Menggugurkan pendidikan dari proses pembudayaan merupakan alienasi dari
hakikat manusia dan dengan demikian alienasi dari proses humanisasi.
Alienasi proses pendidikan dari kebudayaan berarti menjauhkan pendidikan
dari perwujudan nilai-nilai moral di dalam kehidupan manusia.
Kompenen-kompenen hakikat pendidikan itu harus diintegralkan dalam
kurikulum pendidikan Islam sebagai langkah awal membangun paradigma
pendekatan holistic-integratif. Kurikulum yang oleh J. Galen Saylor dan
William M. Alexander dalam bukunya Curriculum Planning For Better Teaching And Learning, menjelaskan arti kurikulum dengan “The
curriculum is the sum total of schools efforts to influence learning,
whether instruksional the clasroom, on the playgroup, or out of school”.[36]
Ini artinya sesuatu diluar konsteks pembelajaran atau konstek sekolah
yang masih mempengaruhi atau membawa implikasi logis-konstruktif
pada peserta didik dapat kita asumsikan bahwa itu adalah kurikulum. Dan
segala sesuatu yang berimplikasi pada peserta didik tersebut harus
teraktualisasikan dalam bentuk aplikatif-kongkrit.
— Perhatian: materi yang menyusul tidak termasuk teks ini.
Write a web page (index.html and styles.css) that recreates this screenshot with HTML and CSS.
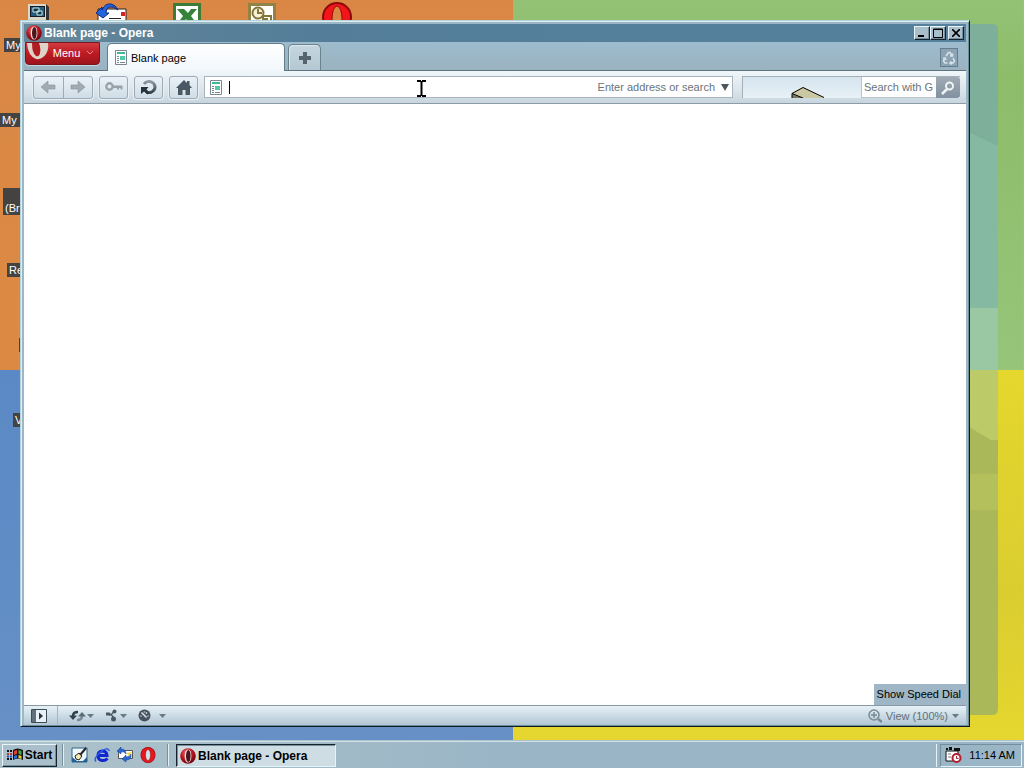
FILE: index.html
```html
<!doctype html>
<html lang="en">
<head>
    <meta charset="utf-8">
    <title>Blank page - Opera</title>
    <link rel="stylesheet" href="styles.css">
</head>
<body>
    <!-- icons that are used more than once -->
    <svg class="defs" width="0" height="0">
        <defs>
            <radialGradient id="red" cx="40%" cy="30%" r="75%">
                <stop offset="0" stop-color="#ee6a6a"/>
                <stop offset=".5" stop-color="#bb1620"/>
                <stop offset="1" stop-color="#650008"/>
            </radialGradient>
            <linearGradient id="steel" x1="0" y1="0" x2="0" y2="1">
                <stop offset="0" stop-color="#8d9aa4"/>
                <stop offset="1" stop-color="#35424d"/>
            </linearGradient>
            <symbol id="opera" viewBox="0 0 16 16">
                <circle cx="8" cy="8" r="7.8" fill="url(#red)"/>
                <ellipse cx="8" cy="8" rx="3.4" ry="6.6" fill="#f4dede"/>
                <ellipse cx="8.3" cy="8" rx="2.3" ry="6" fill="#4c1519"/>
            </symbol>
            <symbol id="page" viewBox="0 0 12 15">
                <path d="M.5.5h11v14H.5z" fill="#fff" stroke="#7b8790"/>
                <path d="M2 2h8v2H2z" fill="#3cba92"/>
                <path d="M5 6h5v4H5z" fill="#4fcba5"/>
                <path d="M2 6.5h2M2 8.500h2M2 10.500h2M2 12.500h2M5 12.500h5" stroke="#7b8790"/>
            </symbol>
            <symbol id="arrow" viewBox="0 0 16 14">
                <path d="M1 7l7-6v4h7v4H8v4z" fill="#a2abb3" stroke="#87929b" stroke-width=".6"/>
            </symbol>
        </defs>
    </svg>

    <main class="desktop">
        <svg class="glass" viewBox="0 0 34 691" preserveAspectRatio="none">
            <path d="M0 0h28q6 0 6 6v340H0z" fill="#7daf9a"/>
            <path d="M0 106l34 16v224H0z" fill="#86b9a1"/>
            <path d="M0 284h34v62H0z" fill="#9ac8a3"/>
            <path d="M0 346h34v339q0 6-6 6H0z" fill="#abb85a"/>
            <path d="M0 346h34v70h-7L0 400z" fill="#bccb68"/>
            <path d="M0 450h34v36H0z" fill="#b4c05b"/>
        </svg>

        <svg class="icon computer" width="24" height="20" viewBox="0 0 24 20">
            <path d="M1 1h18l3 3v15H1z" fill="#333"/>
            <path d="M1 1h18v16H1z" fill="#ddd6c4"/>
            <path d="M3 3h15v11H3z" fill="#101c28"/>
            <path d="M4 4h13v9H4z" fill="#245d78"/>
            <path d="M6 5h6v4H6zM10 8h5v4h-5z" fill="#183443" stroke="#c4edf3"/>
            <path d="M3 17h17v2H3z" fill="#b9b7ac"/>
        </svg>
        <svg class="icon mail" width="34" height="20" viewBox="0 0 34 20">
            <path d="M3 6h28v14H3z" fill="#fff" stroke="#222"/>
            <path d="M26 9h4v4h-4z" fill="#d4212c"/>
            <path d="M14 15.500h12" stroke="#222"/>
            <path d="M1 10l6-6v3q3-7 9-6 5 1 7 6-5-4-9-3-3 1-3 6h3l-6 5z" fill="#2464dc" stroke="#10287e"/>
        </svg>
        <svg class="icon excel" width="28" height="20" viewBox="0 0 28 20">
            <path d="M1.5 1.5h25v19h-25z" fill="#fff" stroke="#3c7c36" stroke-width="3"/>
            <path d="M4 6h7l4 4 3-4h6l-6 7 6 8h-7l-4-5-3 5H4l6-8z" fill="#358239"/>
        </svg>
        <svg class="icon keys" width="28" height="20" viewBox="0 0 28 20">
            <path d="M1.500 1.500h25v19h-25z" fill="#fff" stroke="#918346" stroke-width="3"/>
            <circle cx="10" cy="10" r="5.500" fill="#f7f1d5" stroke="#84763b" stroke-width="2"/>
            <path d="M10 6v4h4M15 13h8v7h-4v-4h-4z" fill="none" stroke="#84763b" stroke-width="2"/>
        </svg>
        <svg class="icon browser" width="32" height="20" viewBox="0 0 32 20">
            <circle cx="16" cy="16" r="14" fill="#f21519" stroke="#8e080b" stroke-width="2"/>
            <ellipse cx="16" cy="18" rx="5" ry="13" fill="#da8746" stroke="#9c0a0d"/>
        </svg>
        <span class="label docs">My</span>
        <span class="label places">My</span>
        <span class="label briefcase">(Br</span>
        <span class="label recycle">Re</span>
        <span class="label blank"></span>
        <span class="label video">V</span>

        <section class="window">
            <header class="titlebar">
                <svg width="16" height="16"><use href="#opera"/></svg>
                <h1>Blank page - Opera</h1>
                <div class="controls">
                    <button aria-label="Minimize"><svg width="10" height="10"><path d="M1 8h6" stroke="#000" stroke-width="2"/></svg></button>
                    <button aria-label="Maximize"><svg width="10" height="10"><path d="M.5 1h9v8.500h-9zM.5 1.500h9" fill="none" stroke="#000"/></svg></button>
                    <button class="close" aria-label="Close"><svg width="8" height="8"><path d="M0 0l8 8M8 0L0 8" stroke="#000" stroke-width="1.600"/></svg></button>
                </div>
            </header>

            <nav class="tabs">
                <button class="menu">
                    <svg class="big-o" width="24" height="20" viewBox="0 0 24 20">
                        <path d="M1 0h21q1 6-2 11-4 6-10 5Q2 13 1 0z" fill="#ddd3c7"/>
                        <path d="M6 0h7q2 6 1 10-1 4-4 3Q6 10 6 0z" fill="#b51b23"/>
                    </svg>
                    <span>Menu</span>
                    <svg width="8" height="6"><path d="M1 1l3 3 3-3" fill="none" stroke="#e98f8f"/></svg>
                </button>
                <button class="tab">
                    <svg width="12" height="15"><use href="#page"/></svg>
                    <span>Blank page</span>
                </button>
                <button class="new-tab" aria-label="New tab">
                    <svg width="12" height="12"><path d="M4 0h4v4h4v4H8v4H4V8H0V4h4z" fill="#56646f"/></svg>
                </button>
                <button class="trash" aria-label="Closed tabs">
                    <svg width="14" height="14" viewBox="0 0 14 14" fill="none" stroke="#d5e3eb" stroke-width="1.600">
                        <path d="M4 5l2.500-3.500h1.500L10 5M8 5h2.500V2.500M11 7l1.500 3-1.500 2H8M9.500 10.500L8 12l1.500 1.500M5.500 12H3l-1.500-2L3 7M1 7.500L3 7l1 2"/>
                    </svg>
                </button>
            </nav>

            <div class="toolbar">
                <div class="pair">
                    <button aria-label="Back"><svg width="16" height="14"><use href="#arrow"/></svg></button>
                    <button aria-label="Forward"><svg class="flip" width="16" height="14"><use href="#arrow"/></svg></button>
                </div>
                <button aria-label="Wand">
                    <svg width="18" height="10" viewBox="0 0 18 10">
                        <circle cx="4.500" cy="4.500" r="3.200" fill="none" stroke="#98a2aa" stroke-width="2.400"/>
                        <path d="M8 3.500h9.500v4h-2v-1.500h-1.500v1.500h-2v-1.500H8z" fill="#98a2aa"/>
                    </svg>
                </button>
                <button aria-label="Reload">
                    <svg width="18" height="16" viewBox="0 0 18 16">
                        <path d="M4 5A6 5.500 0 1 1 6.500 13" fill="none" stroke="url(#steel)" stroke-width="3"/>
                        <path d="M1 8h7.500l-2 2.500 3 3-2 2-3.500-3L1 15z" fill="#27333c"/>
                    </svg>
                </button>
                <button aria-label="Home">
                    <svg width="16" height="15" viewBox="0 0 16 15"><path d="M8 0l3 3V1h2.500v4L16 8h-2v7H9.500v-5h-3v5H2V8H0z" fill="#4a5863"/></svg>
                </button>
                <label class="address">
                    <svg width="12" height="15"><use href="#page"/></svg>
                    <i class="caret"></i>
                    <input type="text" placeholder="Enter address or search" aria-label="Address">
                    <svg width="8" height="7"><path d="M0 0h8L4 7z" fill="#4c565d"/></svg>
                </label>
                <div class="search">
                    <svg class="crate" width="34" height="12" viewBox="0 0 34 12">
                        <path d="M1 12V7l11-6 21 11z" fill="#cac7a3"/>
                        <path d="M1 8l11 4H1z" fill="#77785f"/>
                        <path d="M1 12V7.500L12 1.500 33 11.500M1 7.500l11 4.500" fill="none" stroke="#000"/>
                    </svg>
                    <input type="text" placeholder="Search with Google" aria-label="Search">
                    <button aria-label="Search">
                        <svg width="14" height="14"><circle cx="8.500" cy="5" r="3.500" fill="none" stroke="#eef3f6" stroke-width="2"/><path d="M6 8l-5 5" stroke="#eef3f6" stroke-width="2.500"/></svg>
                    </button>
                </div>
            </div>

            <div class="page">
                <span class="tooltip">Show Speed Dial</span>
            </div>

            <footer class="status">
                <button class="panel" aria-label="Panels">
                    <svg width="16" height="14"><path d="M.5.500h15v13H.5z" fill="#e9f1f6" stroke="#3f4c57"/><path d="M1 1h4v12H1z" fill="#5f707e"/><path d="M8 3.500l4 3.500-4 3.500z" fill="#27333d"/></svg>
                </button>
                <button aria-label="Synchronize">
                    <svg width="17" height="12" viewBox="0 0 17 12">
                        <path d="M4 6q0-4 5-4" fill="none" stroke="#33404b" stroke-width="2.500"/>
                        <path d="M0 5.500h8L4 10z" fill="#33404b"/>
                        <path d="M13 6q0 4-5 4" fill="none" stroke="#7e8b96" stroke-width="2.500"/>
                        <path d="M9 6.500h8L13 2z" fill="#5d6b76"/>
                    </svg>
                    <svg class="drop" width="7" height="4"><path d="M0 0h7L3.500 4z"/></svg>
                </button>
                <button aria-label="Unite">
                    <svg width="14" height="13" viewBox="0 0 14 13" fill="#4b5965">
                        <path d="M1 3.500h4v3H1z"/><circle cx="9.500" cy="2.500" r="2"/><circle cx="8.500" cy="10" r="2.500"/><path d="M4 6q3 0 5-4M4 5q4 1 5 5" fill="none" stroke="#4b5965" stroke-width="1.500"/>
                    </svg>
                    <svg class="drop" width="7" height="4"><path d="M0 0h7L3.500 4z"/></svg>
                </button>
                <button class="turbo" aria-label="Turbo">
                    <svg width="13" height="13" viewBox="0 0 13 13">
                        <circle cx="6.500" cy="6.500" r="6" fill="#46535e"/>
                        <path d="M3.500 3.500l5 5M2.500 7h1M6.500 2.500v1M9.500 7h1M9 3.500l-1 1" stroke="#dce7ee" stroke-width="1.500"/>
                    </svg>
                    <svg class="drop" width="7" height="4"><path d="M0 0h7L3.500 4z"/></svg>
                </button>
                <button class="zoom">
                    <svg width="14" height="14" viewBox="0 0 14 14" fill="none" stroke="#7b8994">
                        <circle cx="6" cy="6" r="5" stroke-width="1.500"/><path d="M6 3v6M3 6h6" stroke-width="1.500"/><path d="M10 10l4 3" stroke-width="2.500"/>
                    </svg>
                    <span>View (100%)</span>
                    <svg class="drop" width="7" height="4"><path d="M0 0h7L3.500 4z"/></svg>
                </button>
            </footer>
        </section>

        <svg class="pointer" width="9" height="17"><path d="M0 1h4M5 1h4M4.500 1v15M0 16h4M5 16h4" stroke="#000" stroke-width="2"/></svg>
    </main>

    <footer class="taskbar">
        <button class="start">
            <svg width="17" height="14" viewBox="0 0 17 14">
                <path d="M6 2q4-3 10 0v10q-5-3-10 0z" fill="#111"/>
                <path d="M7 3q2-1 3-1v4L7 7z" fill="#e33b2e"/><path d="M11.500 2l3 1v4l-3-1z" fill="#48a83e"/>
                <path d="M7 8q2-1 3-1v3l-3 1z" fill="#316fd3"/><path d="M11.500 7l3 1v3l-3-1z" fill="#f1ce2f"/>
                <path d="M0 3h2M3 3h2M0 11h2M3 11h2" stroke="#111" stroke-width="2"/><path d="M0 6h2M3 6h2" stroke="#b93838" stroke-width="2"/><path d="M0 8.500h2M3 8.500h2" stroke="#2f4eb0" stroke-width="2"/>
            </svg>
            <span>Start</span>
        </button>
        <div class="launch">
            <a href="#" aria-label="Show desktop">
                <svg width="17" height="16"><path d="M1 1h15v14H1z" fill="#eef8fa" stroke="#2b6687"/><path d="M1 15v-5l5 4h10v1zM12 14l4-4v4z" fill="#245f95"/><path d="M4 9l4-3 3 3-3 4q-4 0-4-4z" fill="#f3e9b3" stroke="#222"/><path d="M9 8l6-7" stroke="#222" stroke-width="2"/></svg>
            </a>
            <a href="#" aria-label="Internet Explorer">
                <svg width="17" height="16" fill="none"><path d="M13.500 11.500Q11 14 8 13.500q-4-.5-4-5 0-4 4.500-4.500 4 0 4.500 4.500H5" stroke="#1026cf" stroke-width="3"/><path d="M2 14.500Q-1 12 6 5.500T15.500 4" stroke="#2f5ee0" stroke-width="1.500"/></svg>
            </a>
            <a href="#" aria-label="Outlook Express">
                <svg width="17" height="16"><path d="M1.500 3.500h14v8h-14z" fill="#fff" stroke="#555"/><path d="M9 6l6-1-3 4z" fill="#f1d34b"/><path d="M0 4l4-4v2q5 0 5 5-2-3-5-2v2zM5 12l4-4v2q4 0 5-3 1 6-5 6v2z" fill="#2967d4" stroke="#123a88" stroke-width=".5"/></svg>
            </a>
            <a href="#" aria-label="Opera">
                <svg width="16" height="16"><ellipse cx="8" cy="8" rx="7.500" ry="8" fill="#8c0c11"/><ellipse cx="8" cy="8" rx="7" ry="7.500" fill="#e5171d"/><ellipse cx="8" cy="8" rx="2.500" ry="5.500" fill="#d5e1e8" stroke="#8c0c11" stroke-width=".5"/></svg>
            </a>
        </div>
        <div class="tasks">
            <button class="task">
                <svg width="16" height="16"><use href="#opera"/></svg>
                <span>Blank page - Opera</span>
            </button>
        </div>
        <div class="tray">
            <svg width="17" height="16"><path d="M1 4h12v10H1z" fill="#fff" stroke="#111"/><path d="M1 1h2v2H1zM4 0h3v3H4zM9 1h6v3H9z" fill="#111"/><path d="M3 7h3M3 10h3" stroke="#777"/><circle cx="11.500" cy="11" r="4" fill="#fff" stroke="#b11c2e" stroke-width="2"/><path d="M11.500 9v2.500h2" fill="none" stroke="#b11c2e"/></svg>
            <time>11:14 AM</time>
        </div>
    </footer>
</body>
</html>
```
FILE: styles.css
```css
* {
    box-sizing: border-box;
}

body {
    display: flex;
    flex-direction: column;
    height: 100vh;
    margin: 0;
    overflow: hidden;
    font: 11px/14px 'Liberation Sans', Arial, sans-serif;
    color: #000;
}

button, input {
    margin: 0;
    padding: 0;
    border: 0;
    background: none;
    font: inherit;
    color: inherit;
}

button {
    display: flex;
    align-items: center;
    justify-content: center;
}

input {
    min-width: 0;
    outline: 0;
}

svg {
    display: block;
    flex: none;
}

.defs {
    position: absolute;
}

/* desktop */

.desktop {
    position: relative;
    flex: 1;
    overflow: hidden;
    background:
        linear-gradient(#da8746, #dc8a43) 0 0 / 50.1% 50% no-repeat,
        linear-gradient(#93c276, #8dbd69 20%, #96c57a) 100% 0 / 49.9% 50% no-repeat,
        linear-gradient(#5a89c5, #6690c6) 0 100% / 50.1% 50% no-repeat,
        linear-gradient(#e5d72d, #dacd30 60%, #e6d62f) 100% 100% / 49.9% 50% no-repeat;
}

.glass {
    position: absolute;
    top: 24px;
    right: 26px;
    width: 34px;
    height: calc(100% - 49px);
}

.icon, .label {
    position: absolute;
}

.icon { top: 3px; }
.computer { left: 27px; }
.mail { left: 95px; }
.excel { left: 173px; }
.keys { left: 248px; }
.browser { left: 321px; top: 1px; }

.label {
    min-width: 20px;
    min-height: 14px;
    padding: 0 2px;
    background: #444341;
    color: #fff;
    white-space: nowrap;
}

.docs { left: 4px; top: 38px; }
.places { left: 0; top: 113px; }
.briefcase { left: 3px; top: 188px; padding-top: 13px; }
.recycle { left: 7px; top: 263px; }
.blank { left: 19px; top: 338px; }
.video { left: 13px; top: 413px; }

.pointer {
    position: absolute;
    left: 417px;
    top: 80px;
}

/* browser window */

.window {
    position: absolute;
    top: 20px;
    right: 54px;
    bottom: 13px;
    left: 20px;
    display: flex;
    flex-direction: column;
    padding: 3px 3px 1px;
    background: #9cb7c6;
    border: 1px solid #b5d3dc;
    border-right-color: #101b24;
    border-bottom-color: #101b24;
    box-shadow: inset 1px 1px #dcedf0, inset -1px -1px #6f8c9a;
}

.titlebar {
    display: flex;
    align-items: center;
    gap: 2px;
    height: 18px;
    padding: 0 2px;
    background: linear-gradient(90deg, #658799, #537d99 30%, #56819c);
    color: #fff;
}

h1 {
    margin: 0;
    font: bold 12px/14px 'Liberation Sans', Arial, sans-serif;
}

.controls {
    display: flex;
    margin-left: auto;
}

.controls button, .start {
    background: #a9c0cc;
    border: 1px solid;
    border-color: #e8f3f7 #16232d #16232d #e8f3f7;
    box-shadow: inset -1px -1px #758e9d;
}

.controls button {
    width: 16px;
    height: 14px;
}

.controls .close {
    margin-left: 2px;
}

.tabs {
    display: flex;
    align-items: flex-end;
    height: 29px;
    padding: 0 8px 0 1px;
    background: linear-gradient(#9dbccd, #9bb2c0);
    border-bottom: 1px solid #5d7480;
}

.menu {
    position: relative;
    align-self: flex-start;
    gap: 6px;
    width: 75px;
    height: 23px;
    padding: 0 6px 2px 28px;
    background: linear-gradient(#d33b41, #bd1a22 50%, #9d141d);
    border: 1px solid #791720;
    border-radius: 0 0 4px 4px;
    box-shadow: 0 1px #c5d7df;
    color: #fff;
}

.big-o {
    position: absolute;
    top: 0;
    left: 0;
}

.tab {
    justify-content: flex-start;
    gap: 4px;
    width: 178px;
    height: 28px;
    margin: 0 3px -1px 7px;
    padding-left: 7px;
    background: linear-gradient(#fff, #f2f8fb);
    border: 1px solid #647c89;
    border-bottom: 0;
    border-radius: 5px 5px 0 0;
}

.new-tab {
    width: 33px;
    height: 26px;
    background: linear-gradient(#c5d6df, #b5c8d3);
    border: 1px solid #6a818e;
    border-bottom: 0;
    border-radius: 5px 5px 0 0;
    box-shadow: inset 1px 1px #dce8ee;
}

.trash {
    width: 18px;
    height: 19px;
    margin: 0 0 3px auto;
    background: #8ba3b2;
    border: 1px solid #647d8c;
}

.toolbar {
    display: flex;
    align-items: center;
    gap: 6px;
    height: 33px;
    padding: 0 6px 0 9px;
    background: linear-gradient(#f0f7fa, #d6e1e8 70%, #c8d5de);
    border-bottom: 1px solid #8c9da8;
}

.toolbar > button, .pair {
    width: 29px;
    height: 23px;
    background: linear-gradient(#eaf2f7, #d0dde6);
    border: 1px solid #9cabb6;
    border-radius: 3px;
    box-shadow: 0 0 0 1px #e8f0f5;
}

.pair {
    display: flex;
    width: 60px;
}

.pair button {
    flex: 1;
}

.pair button + button {
    border-left: 1px solid #9cabb6;
}

.flip {
    transform: scaleX(-1);
}

.address {
    display: flex;
    flex: 1;
    align-items: center;
    height: 22px;
    padding: 0 3px 0 5px;
    background: #fff;
    border: 1px solid #a8b5be;
}

.address input {
    flex: 1;
    margin-right: 6px;
}

.address input::placeholder {
    text-align: right;
}

.caret {
    width: 1px;
    height: 13px;
    margin-left: 7px;
    background: #000;
}

::placeholder {
    color: #69737a;
    opacity: 1;
}

.search {
    display: flex;
    align-items: flex-end;
    height: 22px;
    margin-left: 3px;
    background: linear-gradient(#d5e4ee, #e8f1f6);
    border: 1px solid #a2b0ba;
    border-width: 1px 0 0 1px;
}

.crate {
    margin: 0 36px 0 48px;
}

.search input {
    width: 75px;
    height: 21px;
    padding: 0 3px 0 2px;
    background: #fff;
    border: 1px solid #b9c5cd;
    border-width: 0 0 1px 1px;
}

.search button {
    width: 24px;
    height: 21px;
    background: linear-gradient(#9faab3, #8290a0);
    border-radius: 0 3px 3px 0;
}

.page {
    position: relative;
    flex: 1;
    background: #fff;
}

.tooltip {
    position: absolute;
    right: 0;
    bottom: 0;
    padding: 3px 5px 4px 3px;
    background: #9eb6c5;
}

.status {
    display: flex;
    align-items: center;
    gap: 11px;
    height: 20px;
    padding: 0 7px;
    background: linear-gradient(#e7f1f7, #b1c6d3);
    border-top: 1px solid #8799a5;
}

.status button {
    gap: 1px;
}

.status .panel {
    height: 19px;
    padding-right: 10px;
    border-right: 1px solid #a4b5c0;
}

.status .turbo {
    gap: 8px;
}

.status .zoom {
    gap: 4px;
    margin-left: auto;
    color: #606e79;
}

.drop {
    fill: #6a7984;
}

/* taskbar */

.taskbar {
    display: flex;
    align-items: center;
    height: 28px;
    padding: 2px 2px 0;
    background: linear-gradient(90deg, #adc3cb, #9ab5c6 50%);
    box-shadow: inset 0 1px #a9c2ce, inset 0 2px #d3e1e8;
}

.start {
    gap: 1px;
    width: 55px;
    height: 23px;
    font: bold 12px/14px 'Liberation Sans', Arial, sans-serif;
}

.launch {
    display: flex;
    gap: 6px;
    height: 22px;
    align-items: center;
    margin-left: 5px;
    padding: 0 11px 0 8px;
    border: solid #78909e;
    border-width: 0 1px;
    box-shadow: inset 1px 0 #e4eff3, 1px 0 #e4eff3;
}

.tasks {
    flex: 1;
    margin-left: 8px;
}

.task {
    justify-content: flex-start;
    gap: 2px;
    width: 160px;
    height: 23px;
    padding: 1px 0 0 3px;
    background: #cedde4;
    border: 1px solid;
    border-color: #16232d #e8f3f7 #e8f3f7 #16232d;
    box-shadow: inset 1px 1px #758e9d;
    font: bold 12px/14px 'Liberation Sans', Arial, sans-serif;
}

.tray {
    display: flex;
    align-items: center;
    gap: 7px;
    height: 23px;
    padding: 0 6px 0 4px;
    border: 1px solid;
    border-color: #758e9d #e8f3f7 #e8f3f7 #758e9d;
    box-shadow: -3px 0 #9ab5c6, -4px 0 #e8f3f7;
}
```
Momentum pada aplikatif-kongkrit akan memunculkan learning by doing, artinya kurikulum yang sebagai the sum total of schools tidak pada hanya ranah kognitif an sich
tetapi juga pada ranah afektif dan psikomotorik. Dan pada tataran ini
juga suatu kurikulum berdiri pada platform universal, artinya kurikulum
terkonstruk dengan konteks makro atau global tidak pada konteks-spesifik
ataupun sebaliknya. Hal ini akan berimplikasi pada dualitas output,
sebab ketika konteks diglobalkan atau dispesifikan maka akan memunculkan
suatu sikap pesimistik-degradasi yang memiskinkan kreatifitas makro
atau mikro dan konstruk kehidupan yang destruktif. Hal ini tidak hanya
tertuju pada dirinya sendiri tetapi juga pada orang lain dan lingkungan
sekitarnya.
Pada abad pertengahan tepatnya pada abad ke-XI di Madrazah Nizamiyyah
terjadi penspesifikan kurikulum yang hanya menekankan pada supremasi
fiq’h an sich. Semua cabang ilmu agama yang lain diperkenalkan dalam rangka menompang superioritas dan penjabaran hukum Islam. Fiq’h oriented education adalah ciri yang menonjol pada masa itu sehingga Madrazah Nizamiyyah benar-benar menjadi model pendidikan yang dikotomi.[37]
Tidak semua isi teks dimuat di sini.